What is it that we inherited? We inherited a country that was divided longitudinally into Provinces and States, horizontally into communities, transversely into rural and urban areas and obliquely into Scheduled and non-Scheduled Tribes. All these have been pieced together – the Provinces must be there for purposes of administration convenience, but the States have been assimilated in their forms of Government into those of the Provinces. Thus we have one homogeneous country under one Central Government with one federal Structure. Then we have disestablished the separate electorates which the Britishers had brought into existence assiduously from 1906 onwards dividing one community from another, first the Muslims from Hindus, later the Sikhs from the Hindus and finally the Harijans from Hindus. All these groups have been pieced together into one joint electorate and this is not a small achievement.
And next, you have also been able to remove untouchability which had divided one section of Hindus from the rest. Mahatmaji began his fast unto death on the 20th September 1932 and worked a miracle in the space of six days. Now we have removed untouchability not merely in name, not merely in word and spirit, but also in law, so that nobody can hereafter say that so-and-so is an untouchable, for he would be punished with fine and imprisonment. We have also assimilated the tribes in our frontiers in the north-west and north-east and in other places as far as possible to progressive forms of Government, and we have built up tribal republics. In this manner we have implemented in developing our Constitution, those principles which have been advocated by Mahatmaji. You may remember in his tours of 1921, he was always mentioning only three sentences in each village and taking away three to thirty thousands of rupees from there. These related to Khaddar, Untouchability and Hindu-Muslim Unity. Khaddar we have perpetuated as the fore-runner of village industries and we have emphasised the development of cottage handicrafts in the development of the country. Untouchability we have removed by law. Hindu-Muslim unity we have carved out by joint electorates.
Prohibition?
Prohibition is a thing which has been left to the Provinces to be worked out. We have included it as one of the Directives in our Constitution. It will be great moral reform, the monetary equivalent of which may mean loss to the government of the province, but the moral equivalent of it would be a great asset to the nation in future years. (Cheers)
And, finally, we have extended the franchise which gave us three and a half crores of voters at the time when the British left this country, to seventeen crores of voters who will adorn the electoral rolls immediately next year.

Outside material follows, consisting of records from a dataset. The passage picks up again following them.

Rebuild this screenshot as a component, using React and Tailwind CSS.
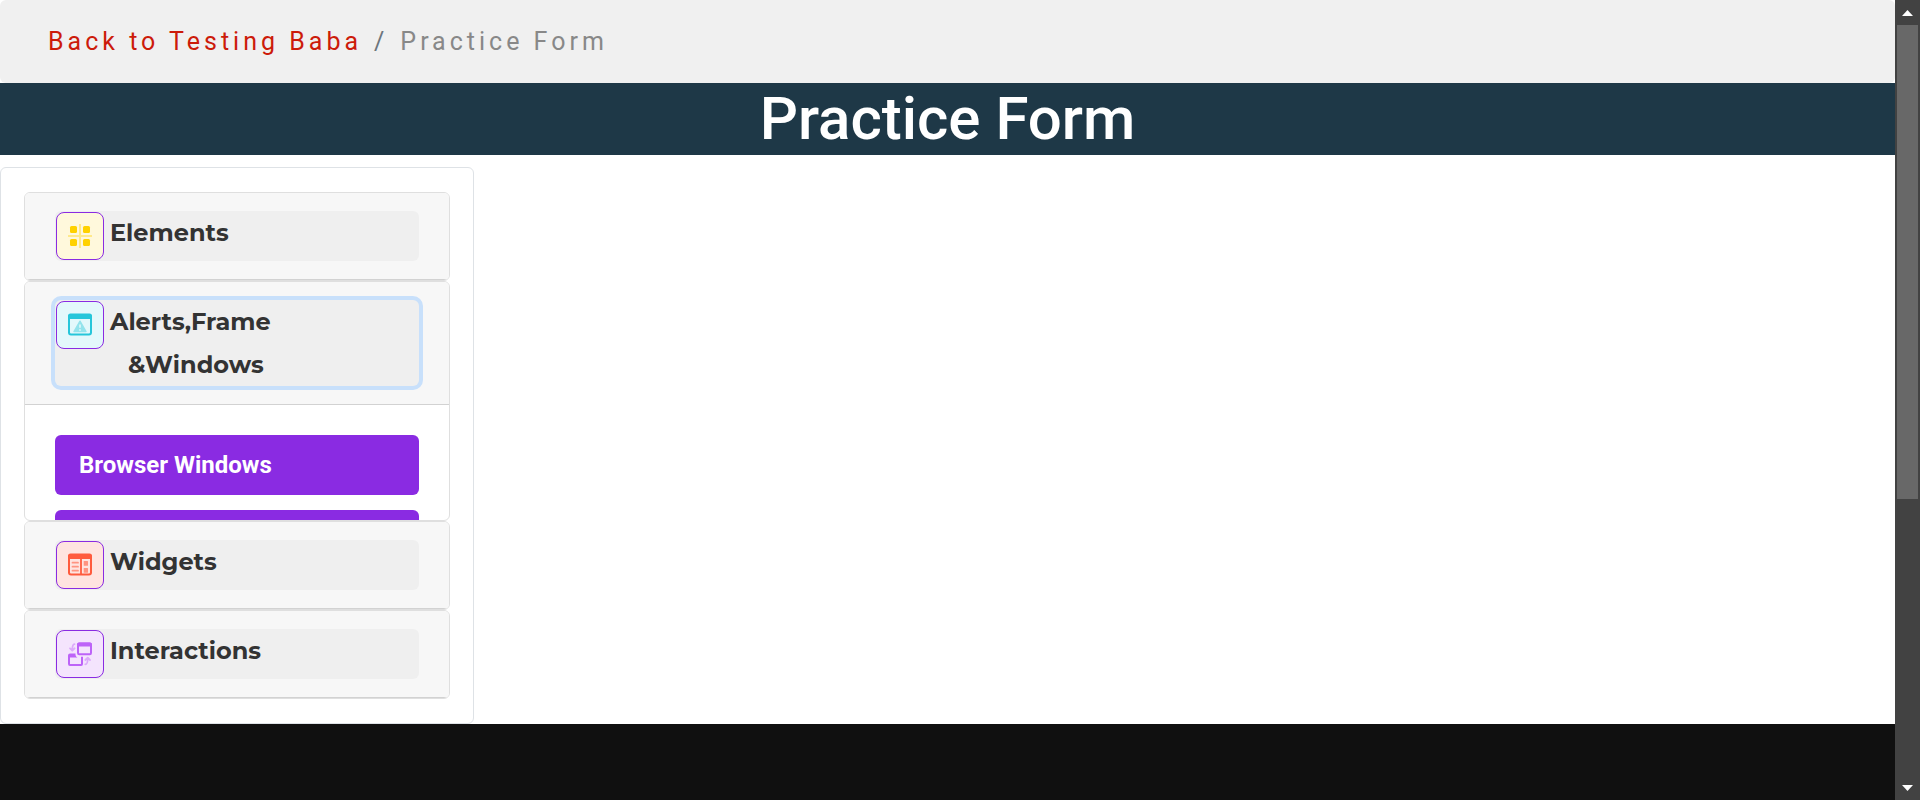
import React from "react";

function ElementsIcon() {
  return (
    <svg viewBox="0 0 24 24" className="size-6" aria-hidden="true">
      <path d="M12 0.5v23M0.5 12h23" stroke="#ffe98a" strokeWidth="2" strokeLinecap="round" />
      <g fill="#ffd100">
        <rect x="2" y="2" width="7" height="7" rx="1.5" />
        <rect x="15" y="2" width="7" height="7" rx="1.5" />
        <rect x="2" y="15" width="7" height="7" rx="1.5" />
        <rect x="15" y="15" width="7" height="7" rx="1.5" />
      </g>
    </svg>
  );
}

function AlertsIcon() {
  return (
    <svg viewBox="0 0 24 24" className="size-6" aria-hidden="true">
      <rect x="1" y="2" width="22" height="19.5" rx="2" fill="none" stroke="#26c6da" strokeWidth="2" />
      <path d="M0 6V3a2.500 2.500 0 0 1 2.500-2.500h19A2.500 2.500 0 0 1 24 3v3z" fill="#26c6da" />
      <path d="M12 8.200L18 18.500H6z" fill="#93e3ec" stroke="#93e3ec" strokeWidth="1.400" strokeLinejoin="round" />
      <path d="M12 11.500v3.200M12 16.200v1.600" stroke="#e3f8fb" strokeWidth="1.600" />
    </svg>
  );
}

function WidgetsIcon() {
  return (
    <svg viewBox="0 0 24 24" className="size-6" aria-hidden="true">
      <rect x="1" y="2" width="22" height="19.5" rx="2" fill="none" stroke="#ff5b3e" strokeWidth="2" />
      <path d="M0 6V3a2.500 2.500 0 0 1 2.500-2.500h19A2.500 2.500 0 0 1 24 3v3z" fill="#ff5b3e" />
      <path d="M13 5v16.500" stroke="#ff5b3e" strokeWidth="1.800" />
      <path d="M4.500 9.700h5.500M4.500 13.700h5.500M4.500 17.700h5.500" stroke="#ff9481" strokeWidth="1.800" strokeLinecap="round" />
      <rect x="15.700" y="8" width="4.300" height="4.700" rx="0.500" fill="#ff9481" />
      <rect x="15.700" y="15" width="4.300" height="4.700" rx="0.500" fill="#ff9481" />
    </svg>
  );
}

function InteractionsIcon() {
  return (
    <svg viewBox="0 0 24 24" className="size-6" aria-hidden="true">
      <path d="M7.500 11.500H2a2 2 0 0 0-2 2V22a2 2 0 0 0 2 2h11a2 2 0 0 0 2-2v-7.200h-2V22H2v-6.500h7.500A3 3 0 0 1 7.500 13z" fill="#bd63f8" />
      <rect x="10" y="1.500" width="13" height="10.700" rx="1.200" fill="none" stroke="#bd63f8" strokeWidth="2" />
      <path d="M9 4.500V2.500a2 2 0 0 1 2-2h11a2 2 0 0 1 2 2v2z" fill="#bd63f8" />
      <g fill="none" stroke="#dcaafb" strokeWidth="1.800" strokeLinecap="round" strokeLinejoin="round">
        <path d="M6.500 2.200C4.800 2.400 4.300 3.500 4.300 8M2 6.300l2.300 2.300 2.300-2.300" />
        <path d="M17.300 22.300c1.900-.2 2.400-1.300 2.400-5.900M17.300 18l2.400-2.300L22 18" />
      </g>
    </svg>
  );
}

function Section({ icon, tile, title, subtitle, open, children }) {
  return (
    <section className="overflow-hidden rounded-md border border-[#dfdfdf]">
      <h2 className="border-b border-[#d2d2d2] bg-[#f7f7f7] px-[30px] py-[18px]">
        <button
          type="button"
          aria-expanded={open}
          className={
            open
              ? "flex w-full items-start gap-[6px] rounded-md bg-[#efefef] px-px text-left text-[#333333] ring-4 ring-[#c8e0fb]"
              : "flex w-full items-start gap-[6px] rounded-md bg-[#efefef] px-px text-left text-[#333333]"
          }
        >
          <span className={`my-px flex size-12 shrink-0 items-center justify-center rounded-lg border border-[#8a2be2] ${tile}`}>
            {icon}
          </span>
          <span className="font-[Montserrat,Inter,sans-serif] text-2xl leading-[43px] font-bold">
            {title}
            {subtitle && <span className="block pl-[18px]">{subtitle}</span>}
          </span>
        </button>
      </h2>
      {children}
    </section>
  );
}

function Scrollbar() {
  return (
    <div className="sticky top-0 flex h-screen w-[25px] shrink-0 flex-col items-center bg-[#424242]" aria-hidden="true">
      <div className="flex h-[25px] items-center justify-center">
        <svg viewBox="0 0 11 6" className="h-[6px] w-[11px]"><path d="M5.500 0L11 6H0z" fill="#fff" /></svg>
      </div>
      <div className="h-[59.25%] w-[21px] bg-[#686868]" />
      <div className="mt-auto flex h-[25px] items-center justify-center">
        <svg viewBox="0 0 11 6" className="h-[6px] w-[11px]"><path d="M0 0h11L5.500 6z" fill="#fff" /></svg>
      </div>
    </div>
  );
}

export default function App() {
  return (
    <div className="flex min-h-screen bg-white font-[Roboto,sans-serif]">
      <div className="flex min-w-0 flex-1 flex-col">
        <nav aria-label="Breadcrumb" className="flex flex-wrap gap-x-3 rounded-md bg-[#f0f0f0] px-12 pt-6 pb-[23px] text-[25px] leading-9 tracking-[4px] text-[#888888]">
          <a href="#home" className="text-[#cc1b0a]">Back to Testing Baba</a>
          <span className="text-[#6c757d]">/</span>
          <span>Practice Form</span>
        </nav>
        <h1 className="bg-[#1e3847] text-center text-[60px] leading-[72px] font-medium text-white">Practice Form</h1>
        <main className="pt-3">
          <div className="w-1/4 rounded-md border border-[#dee2e6] px-[23px] py-6">
            <Section icon={<ElementsIcon />} tile="bg-[#fff8dc]" title="Elements" open={false} />
            <Section icon={<AlertsIcon />} tile="bg-[#e3f8fb]" title="Alerts,Frame" subtitle="&Windows" open={true}>
              <div className="flex h-[115px] flex-col gap-[15px] overflow-hidden px-[30px] pt-[30px]">
                <a href="#browser-windows" className="block shrink-0 rounded-md bg-[#8a2be2] px-6 py-3 text-2xl leading-9 font-bold text-white">
                  Browser Windows
                </a>
                <div className="h-[60px] shrink-0 rounded-md bg-[#8a2be2]" />
              </div>
            </Section>
            <Section icon={<WidgetsIcon />} tile="bg-[#ffe4e0]" title="Widgets" open={false} />
            <Section icon={<InteractionsIcon />} tile="bg-[#f4e4fd]" title="Interactions" open={false} />
          </div>
        </main>
        <footer className="flex-1 bg-[#101010]" />
      </div>
      <Scrollbar />
    </div>
  );
}
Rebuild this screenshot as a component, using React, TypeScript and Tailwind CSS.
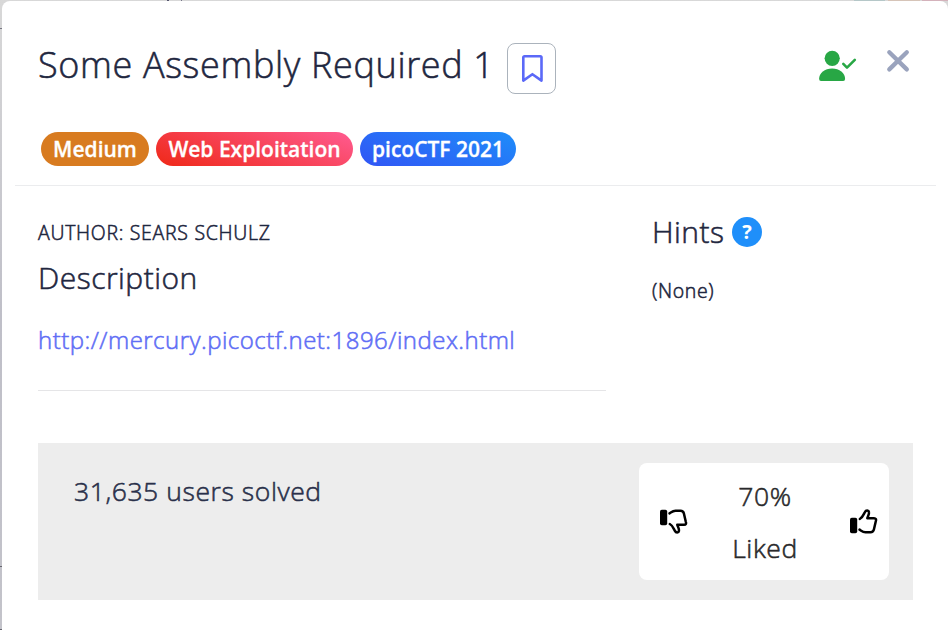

It is thus that we have converted a dependency into a cooperative commonwealth. Who dares to say that this not an achievement worthy of our labours, and worthy of this great country, and all in the space of three years? When Canada was emancipated, her people assembled in 1842 when Lord Durham, the Lord High Commissioner was dubbed by the London Times as the “Lord High Seditioner,” and the Canadian Constitution was only finalised in 25 years thereafter, i.e. in 1867, whereas we have taken three years in order to complete this Constitution.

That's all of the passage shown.